In May 2023, the CJEU ruled that the mere infringement of the GDPR is not sufficient to confer a right to compensation but that EU member states are precluded from imposing rules or practices that require claims for compensation based on non-material damage to reach “a certain degree of seriousness”. According to the CJEU case law confirmed in January 2024, the right to compensation is subject to the fulfilment of three cumulative conditions: that processing of personal data is in breach of GDPR provisions; there is damage or harm suffered by the data subject; and there is a causal link between that unlawful processing and that damage. The CJEU said at that time that it is for each EU member state to decide the rules on compensation for non-material damages in their jurisdiction.

In its latest rulings, the CJEU reiterated that earlier case law but also provided further guidance to help courts across EU countries to apply Article 82(1).

In the first case referred to it by a local court in Germany, the  CJEU considered a claim for compensation arising from when a letter containing tax return information was sent to the wrong address and opened by the tenant at that address.

In this case, the CJEU found that evidence of a person’s fear that their personal information has been wrongfully disclosed to a third party is sufficient to substantiate claims for “non-material damage” that concern a loss of control over personal data. In that regard, it considered that it is not necessary for a data subject to have to prove, in such a scenario, that there had been actual disclosure of their personal data – i.e. that the recipient had actually opened and read the wrongly addressed letter – for them to be eligible to raise a GDPR compensation claim provided, however, that that fear, with its negative consequences, is duly proven.

The CJEU also stated that there is no minimum threshold of damage that must be crossed before compensation becomes payable. It further confirmed that when assessing compensation under Article 82(1), the court is not required to apply the same criteria as those used to determine the level of an administrative fine under Article 83 of the GDPR, and that an award of compensation under Article 82(1) is not required to have a dissuasive effect or to serve as a deterrent to infringement.

The second case, also referred to the CJEU from Germany, brought together two compensation claims raised against the provider of a trading app by two account holders. The claims relate to a personal data breach where the account holders’ data was seized by unknown individuals.

The CJEU confirmed that the purpose of Article 82(1) is exclusively compensatory – to cover damage actually suffered by the data subject – and not to punish organisations nor act as a deterrent. However, the CJEU did stress that compensation awarded under Article 82(1) must be allowed to compensate the data subject’s loss or damage in full.

The CJEU reiterated its January 2024 case law by confirming that the seriousness of a GDPR infringement is not a relevant factor in determining eligibility for GDPR compensation. In that respect, all that matters is whether there is evidence of damage actually suffered. The CJEU said courts can award “minimal compensation” to reflect “minor” infringement – provided that this is representative of compensation in full for the damage suffered.
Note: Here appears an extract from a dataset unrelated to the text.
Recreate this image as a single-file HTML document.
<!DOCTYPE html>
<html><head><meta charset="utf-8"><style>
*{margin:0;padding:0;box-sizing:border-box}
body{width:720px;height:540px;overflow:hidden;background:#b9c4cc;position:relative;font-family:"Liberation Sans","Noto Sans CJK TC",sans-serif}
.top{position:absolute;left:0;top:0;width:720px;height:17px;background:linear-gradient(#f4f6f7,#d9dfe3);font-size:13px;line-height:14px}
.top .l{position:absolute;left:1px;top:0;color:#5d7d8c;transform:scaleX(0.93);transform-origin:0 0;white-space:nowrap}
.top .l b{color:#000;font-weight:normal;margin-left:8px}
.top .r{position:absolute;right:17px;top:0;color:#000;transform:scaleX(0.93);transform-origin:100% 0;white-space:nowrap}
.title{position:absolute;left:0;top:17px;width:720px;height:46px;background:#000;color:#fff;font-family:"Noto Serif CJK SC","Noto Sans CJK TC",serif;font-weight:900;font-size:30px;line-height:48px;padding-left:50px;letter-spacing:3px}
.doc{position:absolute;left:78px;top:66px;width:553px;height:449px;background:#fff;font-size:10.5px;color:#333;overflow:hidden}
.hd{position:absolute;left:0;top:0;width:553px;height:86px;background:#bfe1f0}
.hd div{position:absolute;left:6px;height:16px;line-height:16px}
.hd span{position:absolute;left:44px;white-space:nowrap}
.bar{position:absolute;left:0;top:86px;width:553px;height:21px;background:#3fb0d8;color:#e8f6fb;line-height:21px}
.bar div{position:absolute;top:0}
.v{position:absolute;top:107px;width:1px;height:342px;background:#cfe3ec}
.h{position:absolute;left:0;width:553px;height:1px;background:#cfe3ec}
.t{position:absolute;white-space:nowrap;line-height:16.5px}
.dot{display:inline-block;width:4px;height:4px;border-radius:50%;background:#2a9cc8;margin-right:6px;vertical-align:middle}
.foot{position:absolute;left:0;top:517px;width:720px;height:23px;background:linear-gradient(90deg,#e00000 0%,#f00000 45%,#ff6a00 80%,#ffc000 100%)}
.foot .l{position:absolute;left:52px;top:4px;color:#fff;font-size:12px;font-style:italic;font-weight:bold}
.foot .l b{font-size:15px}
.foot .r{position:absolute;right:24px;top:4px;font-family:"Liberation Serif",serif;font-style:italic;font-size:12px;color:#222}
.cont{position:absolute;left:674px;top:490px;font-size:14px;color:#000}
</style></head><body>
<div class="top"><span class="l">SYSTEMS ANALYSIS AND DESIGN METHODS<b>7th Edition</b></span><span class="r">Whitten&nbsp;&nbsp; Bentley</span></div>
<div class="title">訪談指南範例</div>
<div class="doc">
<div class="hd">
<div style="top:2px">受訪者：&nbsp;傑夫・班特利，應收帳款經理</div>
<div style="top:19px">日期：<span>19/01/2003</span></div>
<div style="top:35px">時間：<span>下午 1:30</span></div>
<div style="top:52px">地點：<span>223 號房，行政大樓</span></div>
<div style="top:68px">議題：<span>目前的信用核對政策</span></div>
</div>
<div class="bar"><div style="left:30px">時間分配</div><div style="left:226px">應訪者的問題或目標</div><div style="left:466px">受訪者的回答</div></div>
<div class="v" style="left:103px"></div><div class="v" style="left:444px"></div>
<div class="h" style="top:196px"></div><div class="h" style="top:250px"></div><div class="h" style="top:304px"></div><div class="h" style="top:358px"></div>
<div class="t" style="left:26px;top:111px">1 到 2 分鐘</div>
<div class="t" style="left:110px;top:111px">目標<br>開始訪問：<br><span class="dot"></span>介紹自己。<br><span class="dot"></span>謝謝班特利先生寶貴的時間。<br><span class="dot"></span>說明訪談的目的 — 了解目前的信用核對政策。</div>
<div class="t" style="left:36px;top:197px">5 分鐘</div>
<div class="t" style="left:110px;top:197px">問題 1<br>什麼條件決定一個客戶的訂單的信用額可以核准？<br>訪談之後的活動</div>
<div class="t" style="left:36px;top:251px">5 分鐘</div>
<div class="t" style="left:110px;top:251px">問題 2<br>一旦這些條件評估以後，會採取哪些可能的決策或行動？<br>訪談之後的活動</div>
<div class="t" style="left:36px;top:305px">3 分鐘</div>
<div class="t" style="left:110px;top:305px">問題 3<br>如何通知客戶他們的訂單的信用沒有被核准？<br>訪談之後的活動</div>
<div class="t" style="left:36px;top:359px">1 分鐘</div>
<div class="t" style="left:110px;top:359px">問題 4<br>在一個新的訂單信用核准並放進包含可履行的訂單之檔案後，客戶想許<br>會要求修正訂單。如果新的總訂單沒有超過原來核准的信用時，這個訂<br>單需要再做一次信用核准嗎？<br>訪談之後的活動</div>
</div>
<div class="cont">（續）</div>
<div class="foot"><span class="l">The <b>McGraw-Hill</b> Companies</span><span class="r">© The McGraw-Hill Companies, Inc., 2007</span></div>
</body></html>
In respect of claims for compensation that cite ‘non-material’ damage, the CJEU said courts, in assessing what level of compensation to award arising in the context of a personal data breach, should consider such damage to be no less “significant than physical injury”.

Where ‘non-material’ damage claims are rooted in claims of identity theft arising from a GDPR infringement, the CJEU confirmed that individuals would need to show that their data has “actually been misused by a third party” to be eligible for compensation in respect of identity theft. However, if such proof to substantiate the identify theft-related claims cannot be provided, individuals may still be able to raise claims for compensation for non-material damage caused by loss of control due to theft of personal data.
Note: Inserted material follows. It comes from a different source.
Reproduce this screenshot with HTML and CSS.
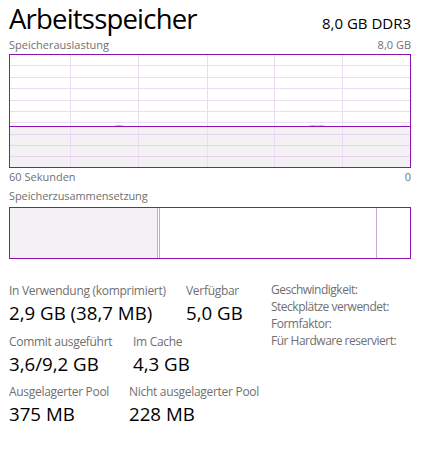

Paris-based Guillaume Morat of Pinsent Masons said: “In France, there is no case law to date on the compensation of non-material damage under the GDPR. This is because itis still very rare for data subjects to choose to sue a data controller before the French civil courts in order to obtain compensation, with priority generally given to ‘public enforcement’ through the French data protection authority. However, this may potentially change in the near future with the development of class action-style litigation in France.”

Data protection law expert Malcolm Dowden of Pinsent Masons said UK case law pertaining to compensation rights under the UK GDPR, which largely mirrors the EU legislation, has evolved differently. However, he said “the degree of divergence should not be overstated”.
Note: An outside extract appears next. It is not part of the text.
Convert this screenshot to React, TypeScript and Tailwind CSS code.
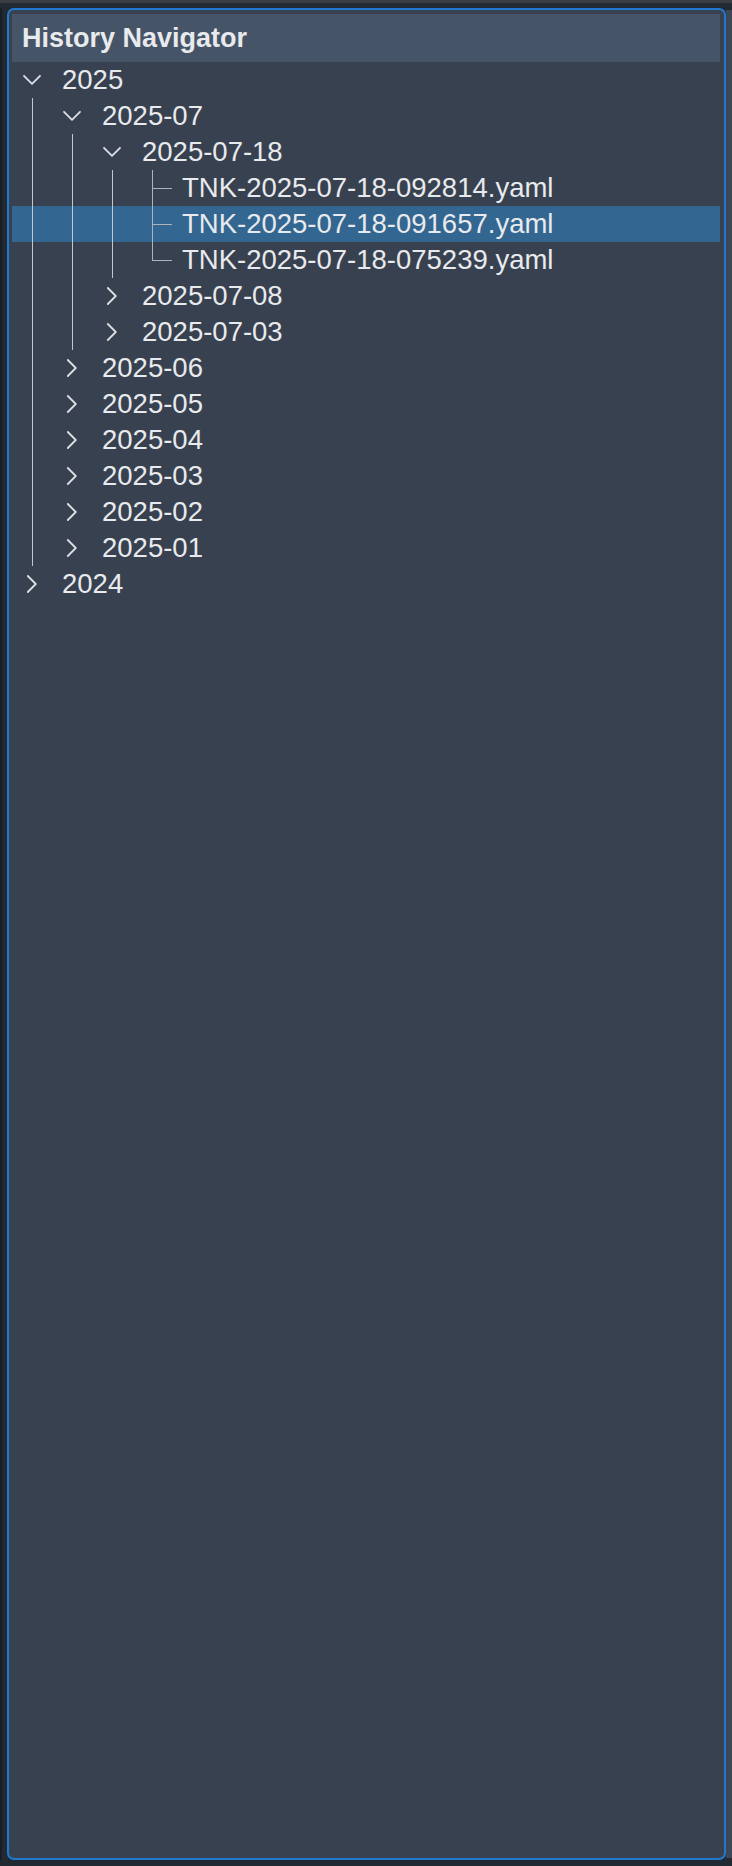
import { useState } from "react";

type Node = {
  id: string;
  label: string;
  children?: Node[];
};

const tree: Node[] = [
  {
    id: "2025",
    label: "2025",
    children: [
      {
        id: "2025-07",
        label: "2025-07",
        children: [
          {
            id: "2025-07-18",
            label: "2025-07-18",
            children: [
              { id: "f1", label: "TNK-2025-07-18-092814.yaml" },
              { id: "f2", label: "TNK-2025-07-18-091657.yaml" },
              { id: "f3", label: "TNK-2025-07-18-075239.yaml" },
            ],
          },
          { id: "2025-07-08", label: "2025-07-08", children: [] },
          { id: "2025-07-03", label: "2025-07-03", children: [] },
        ],
      },
      { id: "2025-06", label: "2025-06", children: [] },
      { id: "2025-05", label: "2025-05", children: [] },
      { id: "2025-04", label: "2025-04", children: [] },
      { id: "2025-03", label: "2025-03", children: [] },
      { id: "2025-02", label: "2025-02", children: [] },
      { id: "2025-01", label: "2025-01", children: [] },
    ],
  },
  { id: "2024", label: "2024", children: [] },
];

function Chevron({ open }: { open: boolean }) {
  return (
    <svg width="20" height="20" viewBox="0 0 20 20" fill="none" className="shrink-0">
      {open ? (
        <polyline points="2,5.8 10,13.8 18,5.8" stroke="#dcdfe3" strokeWidth="1.8" strokeLinecap="round" strokeLinejoin="round" />
      ) : (
        <polyline points="5.8,2 13.8,10 5.8,18" stroke="#dcdfe3" strokeWidth="1.8" strokeLinecap="round" strokeLinejoin="round" />
      )}
    </svg>
  );
}

const indents = ["pl-[10px]", "pl-[50px]", "pl-[90px]", "pl-[130px]"];
const guides = ["left-[20px]", "left-[60px]", "left-[100px]", "left-[140px]"];

interface TreeNodeProps {
  node: Node;
  level: number;
  isLast: boolean;
  expanded: Record<string, boolean>;
  selected: string;
  onToggle: (id: string) => void;
  onSelect: (id: string) => void;
}

function TreeNode({ node, level, isLast, expanded, selected, onToggle, onSelect }: TreeNodeProps) {
  const isLeaf = !node.children;
  const open = !!expanded[node.id];
  const isSelected = selected === node.id;

  return (
    <div>
      <div
        onClick={() => (isLeaf ? onSelect(node.id) : onToggle(node.id))}
        className={`flex h-[36px] cursor-default items-center ${indents[level]} ${isSelected ? "bg-[#336690]" : ""}`}
      >
        {isLeaf ? (
          <div className="relative h-[36px] w-[40px] shrink-0">
            <div className={`absolute left-[10px] top-0 w-px bg-[#aeb3ba] ${isLast ? "h-[18px]" : "h-[36px]"}`} />
            <div className="absolute left-[10px] top-[18px] h-px w-[20px] bg-[#aeb3ba]" />
          </div>
        ) : (
          <div className="flex w-[40px] shrink-0 items-center">
            <Chevron open={open} />
          </div>
        )}
        <span className="whitespace-nowrap text-[27.5px] leading-[36px] text-[#e8eaed]">{node.label}</span>
      </div>
      {!isLeaf && open && node.children!.length > 0 && (
        <div className="relative">
          {node.children!.map((child, i) => (
            <TreeNode
              key={child.id}
              node={child}
              level={level + 1}
              isLast={i === node.children!.length - 1}
              expanded={expanded}
              selected={selected}
              onToggle={onToggle}
              onSelect={onSelect}
            />
          ))}
          <div className={`pointer-events-none absolute top-0 bottom-0 w-px bg-[#c3c7cc] ${guides[level]}`} />
        </div>
      )}
    </div>
  );
}

export default function App() {
  const [expanded, setExpanded] = useState<Record<string, boolean>>({
    "2025": true,
    "2025-07": true,
    "2025-07-18": true,
  });
  const [selected, setSelected] = useState("f2");

  const toggle = (id: string) => setExpanded((prev) => ({ ...prev, [id]: !prev[id] }));

  return (
    <div className="flex h-[1866px] w-[732px] flex-col bg-[#212932] font-['Liberation_Sans',Arial,sans-serif]">
      <div className="h-[3px] bg-[#3a3d42]" />
      <div className="flex flex-1 pt-[5px] pb-[6px]">
        <div className="w-[2px] bg-[#191e24]" />
        <div className="w-[5px]" />
        <section className="flex flex-1 flex-col rounded-[7px] border-2 border-[#2178cf] bg-[#384150] pt-[4px] pr-[4px] pl-[3px]">
          <header className="flex h-[48px] items-center bg-[#465467] pl-[10px]">
            <h2 className="text-[27px] font-bold text-[#e8eaed]">History Navigator</h2>
          </header>
          <div>
            {tree.map((node, i) => (
              <TreeNode
                key={node.id}
                node={node}
                level={0}
                isLast={i === tree.length - 1}
                expanded={expanded}
                selected={selected}
                onToggle={toggle}
                onSelect={setSelected}
              />
            ))}
          </div>
        </section>
        <div className="my-[2px] w-[6px] bg-[#3d4653]" />
      </div>
    </div>
  );
}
Dowden said: “In the case of Rolfe v Veale Wasbrough Vizards, the High Court in England and Wales rejected a claim for compensation when a letter concerning unpaid school fees was sent to the wrong email address but where the recipient immediately informed the sender and confirmed that the email had been deleted. In dismissing the claim, the judge in that case said that ‘no person of ordinary fortitude would reasonably suffer the distress claimed as arising in these incidents in the 21st century, in a case where a single breach was quickly remedied’. He added: ‘In the modern world it is not appropriate for a party to claim (especially in the High Court) for breaches of this sort which are, frankly, trivial’. A similar view was reached in the case of Johnson v Eastlight Community Homes ruled on by the High Court, also in 2021.”

“Even in cases where compensation has been awarded, the figures have been low. For example, in the 2022 case of Driver v Crown Prosecution Service, the High Court refused a claim for £5,000. Compensation was awarded at £250 to reflect what the judge described as a data breach ‘at the lowest end of the spectrum’,” he said.

“While those cases might suggest a view in the English courts that there is a minimum threshold for compensation claims, with some damage being too ‘trivial’ to merit an award, it is more accurate to say that they are intended to steer such claims away from the High Court and towards the county court to be dealt with as small claims. Costs in the High Court will significantly exceed the level of damages and are unlikely to be recoverable. Consequently, a decision to pursue a claim in the High Court might well be regarded – as it was in Johnson v Easlight case – as an abuse of process,” he added.

“The application by the High Court of something like a de minimis threshold does not mean that compensation must pass a threshold to be recoverable – rather, it means that if damage does not pass a minimum threshold then compensation should be sought through the small claims procedure rather than in the High Court and, even then, with a view that the figures awarded for ‘non-material’ damage are likely to be very low,” Dowden said.